Problem statement: Without the pictures, return exactly the lines from the one with "Write a component" through the one with "import React from 'react';". Both end lines belong in the copy.

Source records:
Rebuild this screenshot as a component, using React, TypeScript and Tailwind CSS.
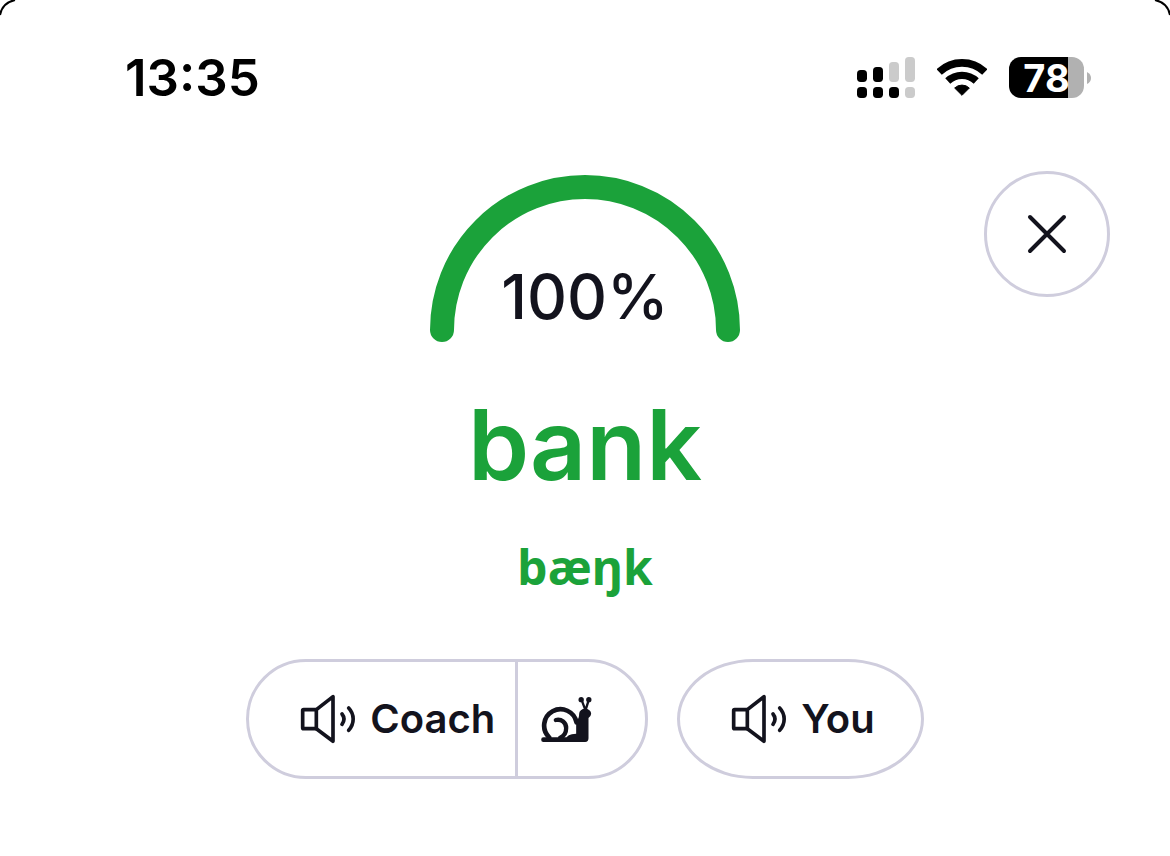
...
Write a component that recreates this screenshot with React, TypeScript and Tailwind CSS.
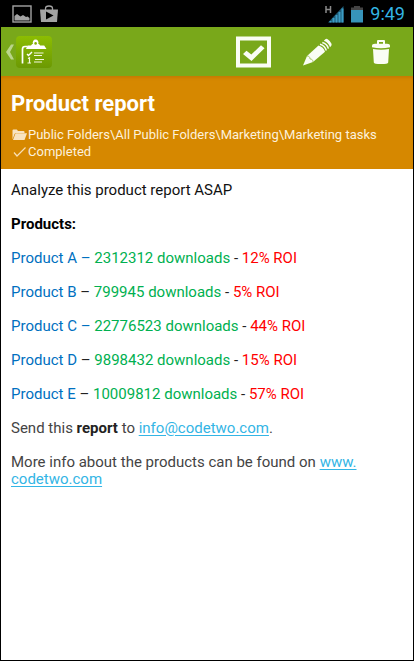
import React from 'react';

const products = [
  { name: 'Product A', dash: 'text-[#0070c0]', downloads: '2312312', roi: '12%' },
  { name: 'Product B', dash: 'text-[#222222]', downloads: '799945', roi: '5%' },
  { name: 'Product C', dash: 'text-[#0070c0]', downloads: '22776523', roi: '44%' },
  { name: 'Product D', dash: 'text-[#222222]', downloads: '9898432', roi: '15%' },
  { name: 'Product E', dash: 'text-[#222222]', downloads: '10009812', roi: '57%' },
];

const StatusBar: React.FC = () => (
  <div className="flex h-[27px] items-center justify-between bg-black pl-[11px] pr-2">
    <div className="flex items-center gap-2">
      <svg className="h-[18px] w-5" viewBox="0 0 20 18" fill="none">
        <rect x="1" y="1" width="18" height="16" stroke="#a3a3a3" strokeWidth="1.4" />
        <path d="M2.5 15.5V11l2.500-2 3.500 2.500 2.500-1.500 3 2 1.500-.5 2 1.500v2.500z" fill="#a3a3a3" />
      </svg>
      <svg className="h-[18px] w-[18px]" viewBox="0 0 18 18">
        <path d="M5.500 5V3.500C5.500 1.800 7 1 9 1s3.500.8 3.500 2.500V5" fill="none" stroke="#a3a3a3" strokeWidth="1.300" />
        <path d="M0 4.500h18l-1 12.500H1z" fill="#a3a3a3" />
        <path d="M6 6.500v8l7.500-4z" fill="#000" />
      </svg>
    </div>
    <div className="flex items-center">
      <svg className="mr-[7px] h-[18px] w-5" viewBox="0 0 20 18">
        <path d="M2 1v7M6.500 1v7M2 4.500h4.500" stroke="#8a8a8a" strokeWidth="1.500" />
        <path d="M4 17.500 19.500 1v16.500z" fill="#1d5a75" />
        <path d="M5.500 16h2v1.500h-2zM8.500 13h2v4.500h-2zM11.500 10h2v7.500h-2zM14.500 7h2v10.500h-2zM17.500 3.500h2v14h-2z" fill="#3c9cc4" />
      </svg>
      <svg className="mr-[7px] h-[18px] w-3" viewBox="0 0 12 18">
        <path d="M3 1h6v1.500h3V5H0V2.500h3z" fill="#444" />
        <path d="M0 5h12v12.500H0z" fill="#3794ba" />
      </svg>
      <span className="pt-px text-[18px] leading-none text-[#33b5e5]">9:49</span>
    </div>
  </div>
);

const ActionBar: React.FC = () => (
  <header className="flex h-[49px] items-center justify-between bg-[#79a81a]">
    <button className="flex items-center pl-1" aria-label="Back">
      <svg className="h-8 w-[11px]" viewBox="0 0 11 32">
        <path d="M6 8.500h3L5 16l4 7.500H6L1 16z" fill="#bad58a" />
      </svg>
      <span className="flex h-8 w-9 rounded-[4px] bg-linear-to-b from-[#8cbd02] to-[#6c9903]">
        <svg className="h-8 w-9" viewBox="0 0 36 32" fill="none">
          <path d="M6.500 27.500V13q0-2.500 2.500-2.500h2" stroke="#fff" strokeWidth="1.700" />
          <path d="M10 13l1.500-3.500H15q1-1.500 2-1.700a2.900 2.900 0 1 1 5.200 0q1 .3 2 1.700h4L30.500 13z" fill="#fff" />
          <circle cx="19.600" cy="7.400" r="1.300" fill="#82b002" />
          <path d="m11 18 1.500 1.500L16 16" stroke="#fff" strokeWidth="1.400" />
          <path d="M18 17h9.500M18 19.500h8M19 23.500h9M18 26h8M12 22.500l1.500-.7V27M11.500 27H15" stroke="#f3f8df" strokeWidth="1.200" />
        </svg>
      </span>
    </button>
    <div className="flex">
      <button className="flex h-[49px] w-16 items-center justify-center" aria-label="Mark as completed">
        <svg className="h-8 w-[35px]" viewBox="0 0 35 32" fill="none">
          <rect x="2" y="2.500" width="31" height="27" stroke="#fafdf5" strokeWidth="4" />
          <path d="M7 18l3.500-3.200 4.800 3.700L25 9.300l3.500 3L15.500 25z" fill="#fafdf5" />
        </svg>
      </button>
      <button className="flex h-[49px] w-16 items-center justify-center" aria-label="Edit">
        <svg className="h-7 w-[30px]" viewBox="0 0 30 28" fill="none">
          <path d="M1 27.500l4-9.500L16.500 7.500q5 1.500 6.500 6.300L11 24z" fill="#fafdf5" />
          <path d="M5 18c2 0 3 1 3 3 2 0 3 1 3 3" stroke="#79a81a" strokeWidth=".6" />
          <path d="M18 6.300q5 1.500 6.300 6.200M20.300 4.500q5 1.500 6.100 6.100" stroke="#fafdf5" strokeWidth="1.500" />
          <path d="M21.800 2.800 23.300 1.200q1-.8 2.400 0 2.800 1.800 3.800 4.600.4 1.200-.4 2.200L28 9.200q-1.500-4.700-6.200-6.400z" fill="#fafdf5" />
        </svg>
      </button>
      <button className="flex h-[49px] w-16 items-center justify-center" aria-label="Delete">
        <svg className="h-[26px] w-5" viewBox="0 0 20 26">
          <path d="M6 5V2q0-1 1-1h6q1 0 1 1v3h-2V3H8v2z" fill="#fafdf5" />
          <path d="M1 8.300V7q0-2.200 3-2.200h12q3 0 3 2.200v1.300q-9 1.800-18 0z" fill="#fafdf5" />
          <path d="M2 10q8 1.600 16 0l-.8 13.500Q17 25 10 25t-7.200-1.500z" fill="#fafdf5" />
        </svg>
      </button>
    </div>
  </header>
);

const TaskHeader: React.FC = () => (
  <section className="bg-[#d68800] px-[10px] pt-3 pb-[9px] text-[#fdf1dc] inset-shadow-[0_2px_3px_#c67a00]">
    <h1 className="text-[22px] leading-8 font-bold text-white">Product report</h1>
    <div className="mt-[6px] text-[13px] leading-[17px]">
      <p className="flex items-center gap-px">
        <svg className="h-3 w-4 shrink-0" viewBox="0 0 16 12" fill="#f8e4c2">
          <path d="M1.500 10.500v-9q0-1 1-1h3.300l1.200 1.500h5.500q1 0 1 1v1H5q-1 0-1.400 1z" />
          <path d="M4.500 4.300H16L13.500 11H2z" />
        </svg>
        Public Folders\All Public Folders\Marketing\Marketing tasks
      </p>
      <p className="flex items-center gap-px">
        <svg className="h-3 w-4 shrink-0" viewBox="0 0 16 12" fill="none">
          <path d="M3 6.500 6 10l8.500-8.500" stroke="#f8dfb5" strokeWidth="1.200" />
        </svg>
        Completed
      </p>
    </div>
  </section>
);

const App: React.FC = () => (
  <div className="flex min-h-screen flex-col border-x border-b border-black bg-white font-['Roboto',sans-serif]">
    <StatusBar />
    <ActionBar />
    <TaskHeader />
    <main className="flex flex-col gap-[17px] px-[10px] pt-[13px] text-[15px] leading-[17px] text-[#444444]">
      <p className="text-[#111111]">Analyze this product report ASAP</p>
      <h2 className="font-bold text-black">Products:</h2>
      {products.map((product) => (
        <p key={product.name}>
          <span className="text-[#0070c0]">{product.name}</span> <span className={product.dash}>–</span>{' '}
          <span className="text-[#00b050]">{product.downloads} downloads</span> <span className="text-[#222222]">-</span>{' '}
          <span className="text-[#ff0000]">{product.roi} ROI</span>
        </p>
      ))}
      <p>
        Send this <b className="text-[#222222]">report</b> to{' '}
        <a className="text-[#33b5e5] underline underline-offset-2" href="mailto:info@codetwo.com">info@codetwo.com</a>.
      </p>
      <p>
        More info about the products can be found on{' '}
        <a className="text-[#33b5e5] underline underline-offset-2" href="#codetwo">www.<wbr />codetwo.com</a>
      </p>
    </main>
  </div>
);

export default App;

Full answer:
Write a component that recreates this screenshot with React, TypeScript and Tailwind CSS.
import React from 'react';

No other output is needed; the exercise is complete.